Say how many lines of these entries include the word "this", and answer with the number alone.

> Working data
★ ★ ★ ★
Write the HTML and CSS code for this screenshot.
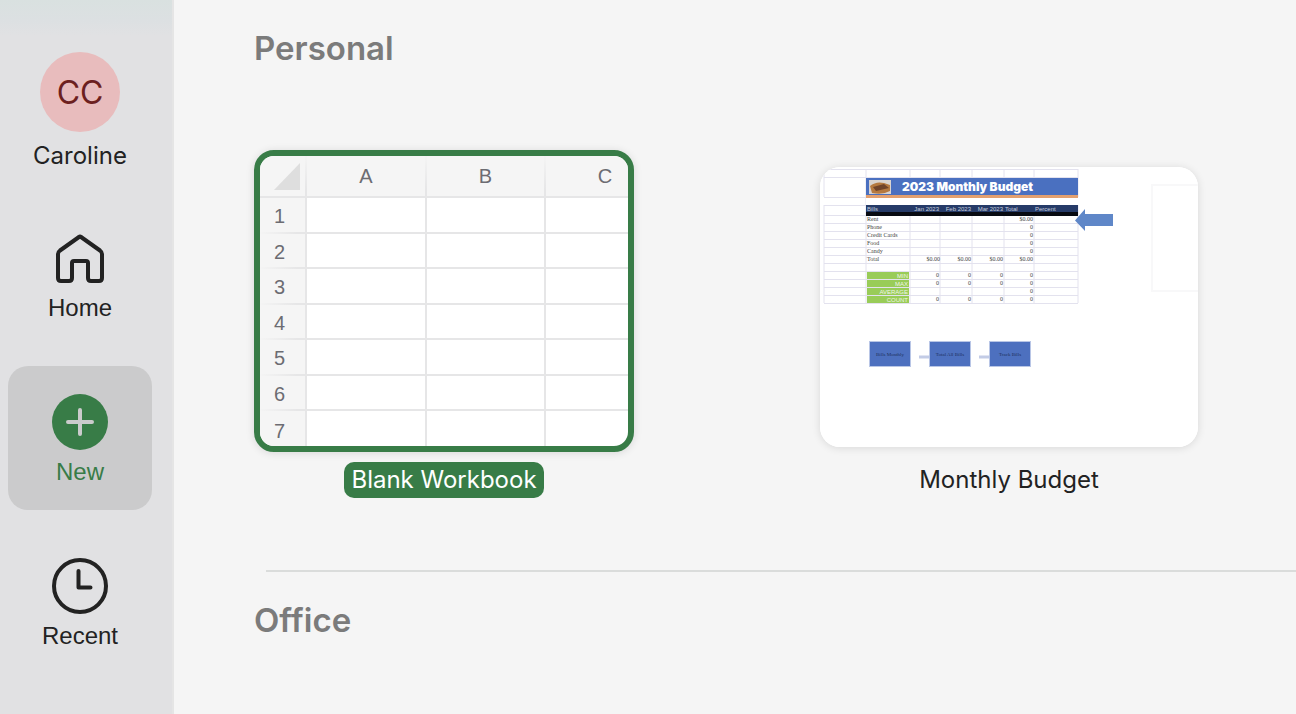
★ ★ ★ ★
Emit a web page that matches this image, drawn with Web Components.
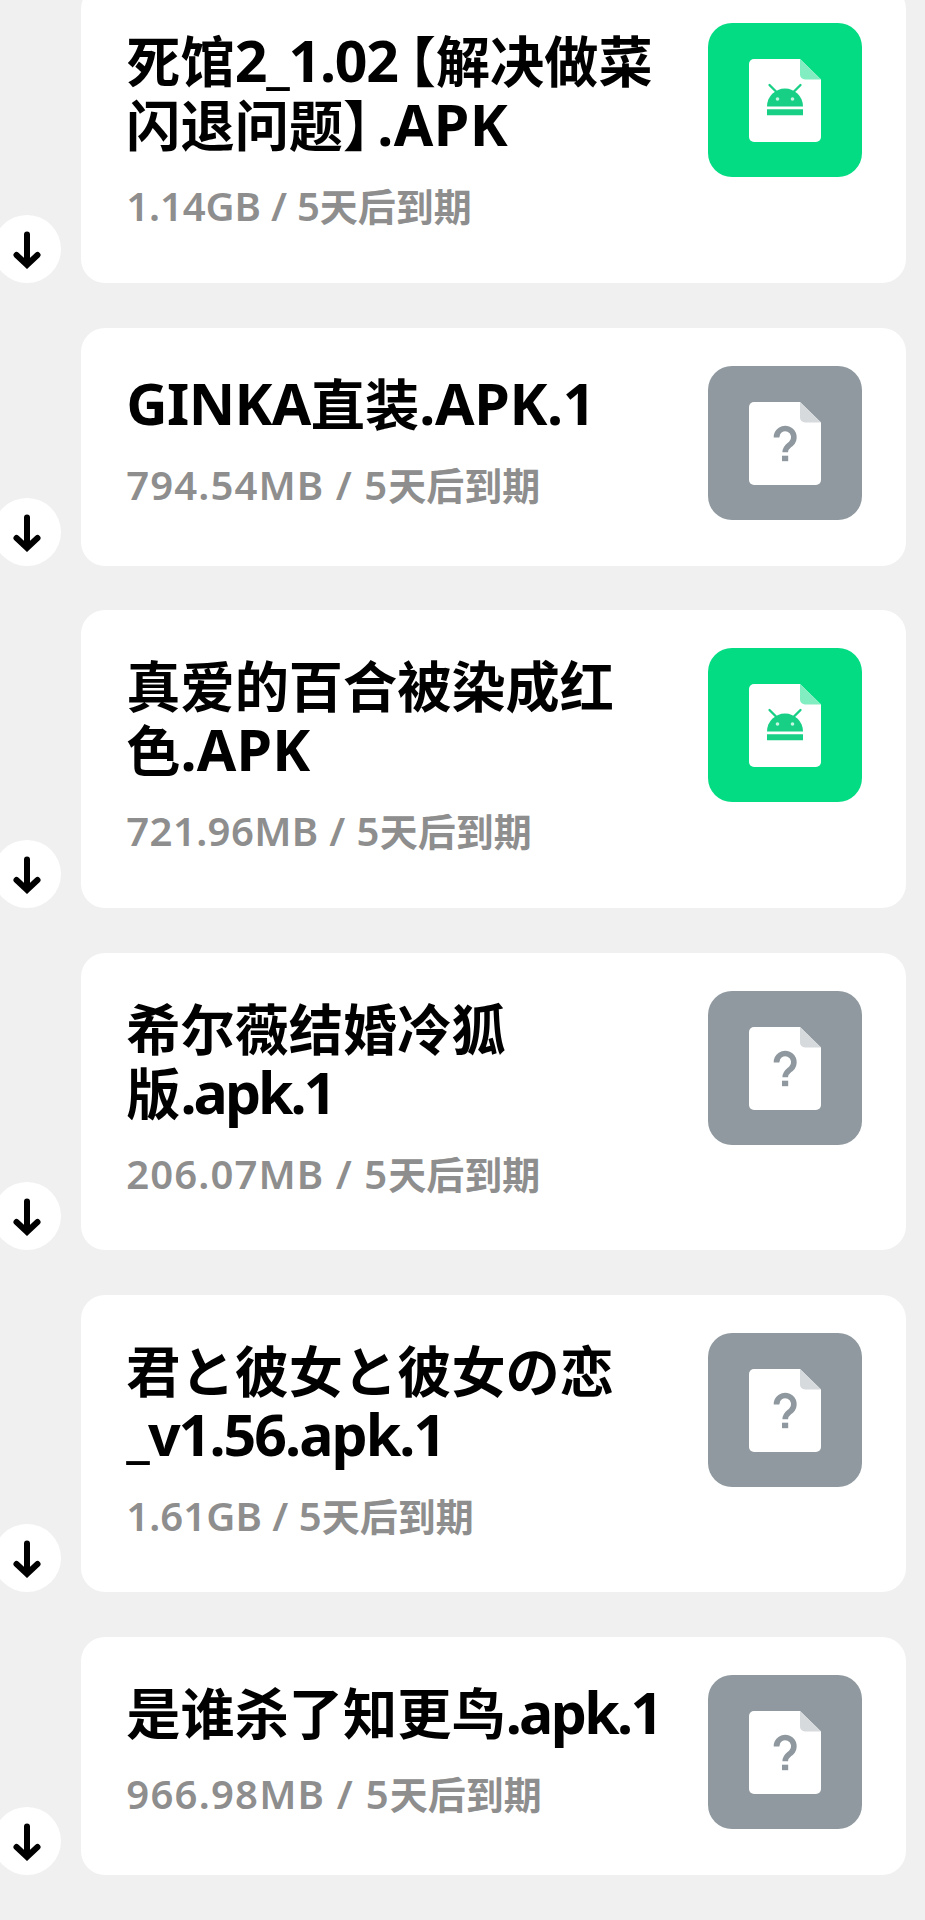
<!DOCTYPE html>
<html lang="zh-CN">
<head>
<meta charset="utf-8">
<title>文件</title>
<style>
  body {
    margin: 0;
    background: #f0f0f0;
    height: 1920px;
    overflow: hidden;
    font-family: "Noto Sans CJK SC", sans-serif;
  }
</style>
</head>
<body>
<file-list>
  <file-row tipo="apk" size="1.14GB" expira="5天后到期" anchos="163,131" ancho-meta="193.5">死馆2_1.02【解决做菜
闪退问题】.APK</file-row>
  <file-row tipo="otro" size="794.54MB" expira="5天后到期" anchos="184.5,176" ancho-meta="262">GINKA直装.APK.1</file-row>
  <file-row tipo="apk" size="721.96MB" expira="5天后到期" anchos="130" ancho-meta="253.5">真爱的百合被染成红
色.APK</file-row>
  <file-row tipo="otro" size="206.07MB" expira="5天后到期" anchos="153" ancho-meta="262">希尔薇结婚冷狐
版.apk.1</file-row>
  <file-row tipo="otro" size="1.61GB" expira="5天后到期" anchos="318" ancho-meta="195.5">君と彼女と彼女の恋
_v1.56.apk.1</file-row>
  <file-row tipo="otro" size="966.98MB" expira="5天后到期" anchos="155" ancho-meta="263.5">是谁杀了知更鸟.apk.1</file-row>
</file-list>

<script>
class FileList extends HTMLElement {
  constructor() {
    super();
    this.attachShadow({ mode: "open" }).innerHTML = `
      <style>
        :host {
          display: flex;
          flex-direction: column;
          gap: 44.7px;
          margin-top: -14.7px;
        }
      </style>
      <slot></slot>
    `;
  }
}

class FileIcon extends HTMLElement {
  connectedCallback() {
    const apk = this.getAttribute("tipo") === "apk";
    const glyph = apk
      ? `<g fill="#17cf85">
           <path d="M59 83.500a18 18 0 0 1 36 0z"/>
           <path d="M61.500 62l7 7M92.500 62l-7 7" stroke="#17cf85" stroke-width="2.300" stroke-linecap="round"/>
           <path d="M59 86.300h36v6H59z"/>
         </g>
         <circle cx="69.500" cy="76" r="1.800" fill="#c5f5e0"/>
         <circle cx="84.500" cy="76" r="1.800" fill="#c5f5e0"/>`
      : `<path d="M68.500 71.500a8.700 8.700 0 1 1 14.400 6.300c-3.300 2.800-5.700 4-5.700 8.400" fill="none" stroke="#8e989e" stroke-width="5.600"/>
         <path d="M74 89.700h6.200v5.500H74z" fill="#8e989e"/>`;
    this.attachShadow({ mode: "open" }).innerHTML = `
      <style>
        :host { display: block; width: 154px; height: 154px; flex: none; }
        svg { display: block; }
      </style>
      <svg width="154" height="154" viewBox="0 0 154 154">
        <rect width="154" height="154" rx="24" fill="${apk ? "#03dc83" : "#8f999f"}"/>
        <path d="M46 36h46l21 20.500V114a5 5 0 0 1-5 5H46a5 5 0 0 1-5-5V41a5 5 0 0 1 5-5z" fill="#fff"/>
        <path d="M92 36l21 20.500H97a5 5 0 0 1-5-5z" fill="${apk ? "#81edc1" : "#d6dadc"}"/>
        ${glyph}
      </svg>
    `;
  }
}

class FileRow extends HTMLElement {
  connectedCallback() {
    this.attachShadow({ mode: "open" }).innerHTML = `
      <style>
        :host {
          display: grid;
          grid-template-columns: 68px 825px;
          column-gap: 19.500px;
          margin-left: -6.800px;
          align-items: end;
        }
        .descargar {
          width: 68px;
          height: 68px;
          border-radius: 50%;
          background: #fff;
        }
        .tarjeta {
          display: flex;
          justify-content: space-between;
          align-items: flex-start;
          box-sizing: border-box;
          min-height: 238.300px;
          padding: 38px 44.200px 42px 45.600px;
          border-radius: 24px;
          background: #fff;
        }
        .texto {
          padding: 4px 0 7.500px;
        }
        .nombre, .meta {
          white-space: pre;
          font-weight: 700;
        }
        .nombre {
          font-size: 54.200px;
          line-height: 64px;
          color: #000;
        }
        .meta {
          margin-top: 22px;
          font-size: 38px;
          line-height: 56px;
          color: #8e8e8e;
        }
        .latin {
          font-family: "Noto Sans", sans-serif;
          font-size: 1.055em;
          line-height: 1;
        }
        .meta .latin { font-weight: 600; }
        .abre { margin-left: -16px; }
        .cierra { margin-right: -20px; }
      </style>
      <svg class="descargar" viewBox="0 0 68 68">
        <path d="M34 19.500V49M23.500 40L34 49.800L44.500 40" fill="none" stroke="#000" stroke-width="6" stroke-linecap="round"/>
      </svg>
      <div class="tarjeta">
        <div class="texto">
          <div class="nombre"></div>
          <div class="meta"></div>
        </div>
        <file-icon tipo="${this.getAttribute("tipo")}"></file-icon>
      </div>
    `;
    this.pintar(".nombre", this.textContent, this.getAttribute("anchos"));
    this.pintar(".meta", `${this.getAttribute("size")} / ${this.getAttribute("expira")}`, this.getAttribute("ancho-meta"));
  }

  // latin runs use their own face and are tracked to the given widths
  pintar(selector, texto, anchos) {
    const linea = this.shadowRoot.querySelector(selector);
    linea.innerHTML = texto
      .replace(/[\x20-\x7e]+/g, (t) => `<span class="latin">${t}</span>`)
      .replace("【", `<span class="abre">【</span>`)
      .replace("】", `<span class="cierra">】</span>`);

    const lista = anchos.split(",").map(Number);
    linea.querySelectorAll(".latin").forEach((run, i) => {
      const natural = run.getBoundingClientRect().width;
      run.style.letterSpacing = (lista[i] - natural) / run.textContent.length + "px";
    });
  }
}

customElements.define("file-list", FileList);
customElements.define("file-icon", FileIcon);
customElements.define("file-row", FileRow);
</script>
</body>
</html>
★ ★ ★ ★
> Finished task
10